All of these stories are of course, in complete contradiction of Hawking’s Rule: If time travelling was possible, time travellers from the future would already be here.

And we know they’re not here… Unless, of course, that’s just what they want us to think. No matter: some of these stories worked superbly, some weren’t too bad at all… and then there were the others.

Without making a long list of which stories ‘worked; and which didn’t, and despite my love for the very concept, I do wonder whether on occasion, they’re a crutch for the writer upon which to rest. Going forward in time is easy. Readers love speculative fiction in comics and as upmteen (a technical writing term, you understand) story arcs prove, you can do pretty much whatever you like to the future version of characters… precisely because the characters will never be allowed to get that old. Being fair, it’s not exactly an original concept: teenage heroes in particular see a dystopic future and don’t like what they see.

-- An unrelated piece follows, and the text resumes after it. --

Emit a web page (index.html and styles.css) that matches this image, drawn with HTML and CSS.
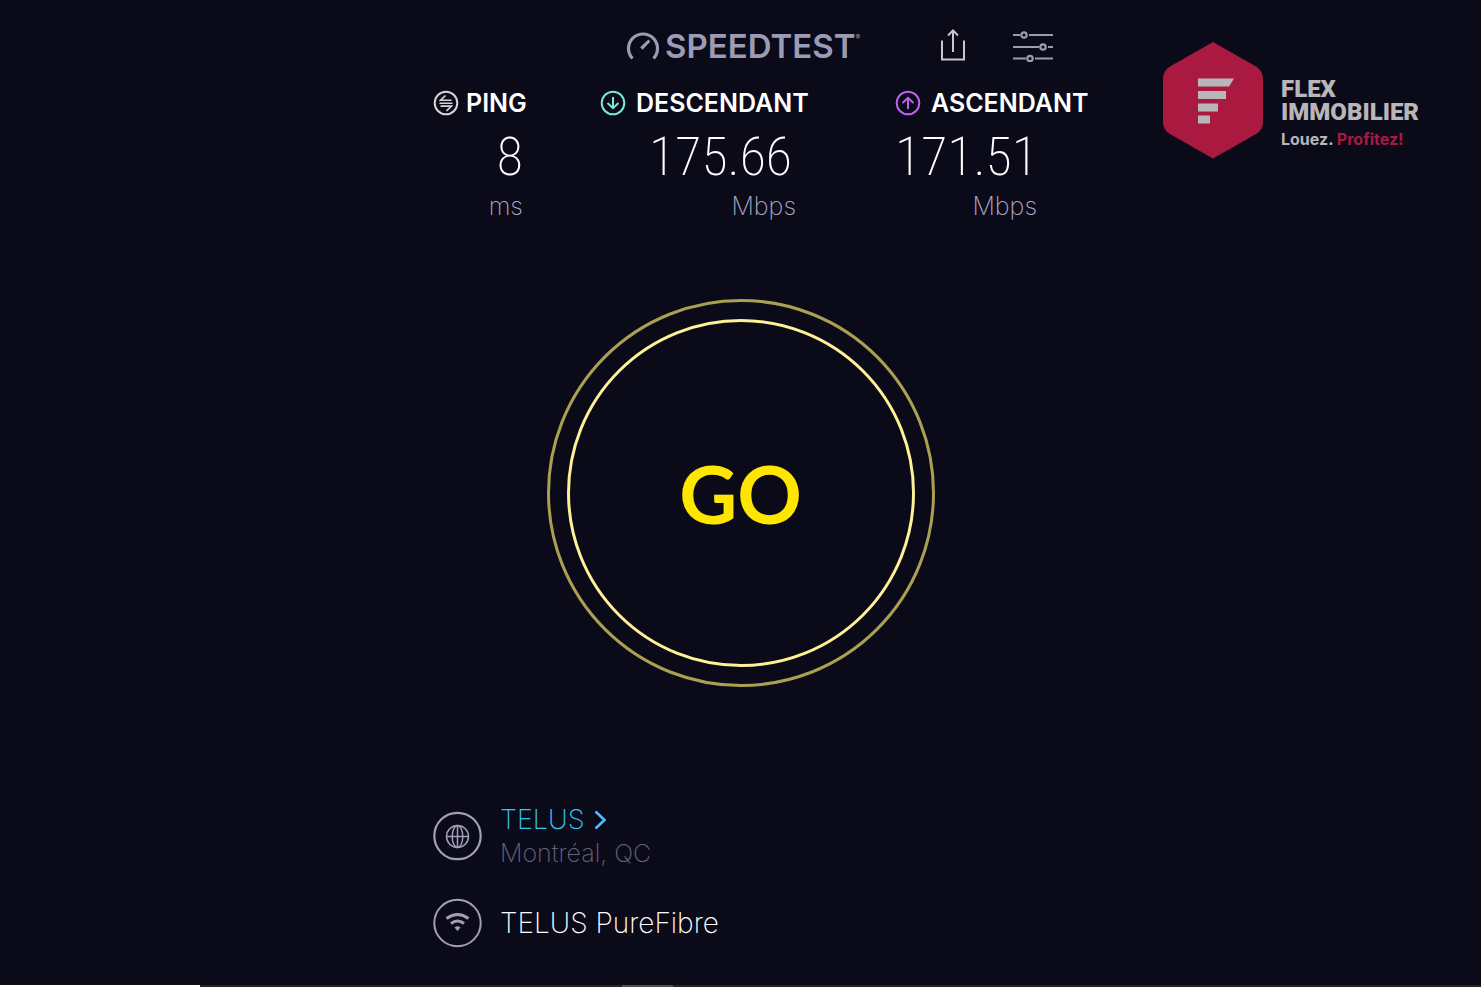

The first team time travel story that addressed the ‘darker versions of themselves’ issue involved, I think, The New Mutants; in issues #48 to #50 of their book, published in 1987, the team was split in two and scattered forward in time, both sets of characters ending up some thirty years in the future. One set of kids ended up in a post-Days of Future Past New York, where they discovered mature versions of those that hadn’t made the trip with them, battle-hardened, battle-weary soldiers. Simultaneously (if you’ll forgive the use of the word) the younger versions of these characters had travelled to an alternate future, one which seemed a paradise to them, having come from a world that at best tolerated mutants; here, the mutants ran things and the humans were oppressed. Of
course, it was the grown up versions of those that had not travelled with them that ran that so-called ideal society.

When the children were reunited, the awkwardness each set of kids felt around the other was palpable. Well, how at ease would you be with a friend, if you’d seen an adult version of that friend as a cruel veteran of a decade long war? Or as the fascistic leader of a totalitarian society?

Going into the past is trickier, but other than giving the writer a chance to get some retroactive continuity into canon for his own pet theory or story, there are almost none I can recall that genuinely accomplished something that couldn’t have been shown another way.

I say “almost”, because there are three “visiting the past” storylines that I still remember very fondly, and that did accomplish something unique in each case.

The first occurred during Grant Morrison’s run on Animal Man. After his family has been killed – don’t worry, they come back later – Buddy Baker is distraught and borrows a time travel unit from Rip Hunter to visit the past. Although he knows that he mustn’t interfere, the sight of Baker, hidden, watching his daughter play while a tear runs down his cheek is still, years later, very moving. Morrison doesn’t rest there, though – he ensures that Animal Man encounters immortals during the trip. Of course, this being a Morrison book, the have coffee while discussing the nature of time. An intelligent, moving tale. And perfect art by Tom Grummett, as opposed to the earlier issues’ Chas Truog. (I’m sure some enjoyed Truog’s work but it had the awful effect for me of always being aware of the art… in a bad way; it always made me think ‘urgh, maybe it’ll get better next page. It never did.)

Rip Hunter pops up again in Time Masters, a wonderful eight issue mini-series that deals with a group of characters’ attempts to stop a multi-thousand year old conspiracy. The very scope of the story could not have been achieved without time travel and it’s a damn pity that Bob Wayne didn’t write much else, concentrating instead on his Marketing and PR career for DC. There’s just nothing wrong with either the story, the art, the emotional beats hit during the series. Just nothing at all.


The other story is the entire run of one of my favourite comic books DC ever published: Chronos. Addressing multiple paradoxes about time travel (including what happens if due to your meddling, you don’t exist?) the book had one of the best concepts and best endings ever. Instead of a time traveller ensuring that he didn’t interfere with time, Gabriel Walker would interfere… because, according to the one major conceit of the book, he was always supposed to. So for example, he introduces Thomas Wayne to a young socialite named Martha in the Silver Age of DC Comics; he also works on the Kent Farm in the 1880s.

Talking of the Kents, and the ending I referred to a moment ago… on the final pages of the final issue, Gabriel Walker turns up in Kansas and begs a ride from a childless couple driving past. He directs them to a field not far from Smallville and then, thanking them for the ride, he leaves them… He’s planned it so that as they drive home, they’ll pass near Kal-El’s rocket ship as it plummets to Earth. As he says at the end of the book, he has ‘a front row on history’.

Given the quality of those and other stories, I guess that what gives me a headache about time travel stories isn’t that they’re done at all, but that they’re done well so infrequently. Often, the plot can’t survive the weight put upon it by logical inconsistencies… that are there just to make the story “work” as in the convoluted – to put it mildly – history of Kang. On other occasions, the characters act… well, out of character. That could be explained by the different social mores and culture of the time period, but it never is.

And yet time travel stories still retain that certain something that gets readers interested. I suspect part of the reason is that time travel stories in which the established past does change have what you might call “inherent suspense”. No one reading a story in which, say, Peter Parker went back to ‘save’ Uncle Ben would believe for a moment that by the end of the story, Ben would be anything but dead. The interest is seeing how.

I’ll end with my favourite quote about time travel, from the most well-travelled of time travellers, Doctor Who: “That takes me back… or is it forward? That’s the trouble with time travel, you never can tell.”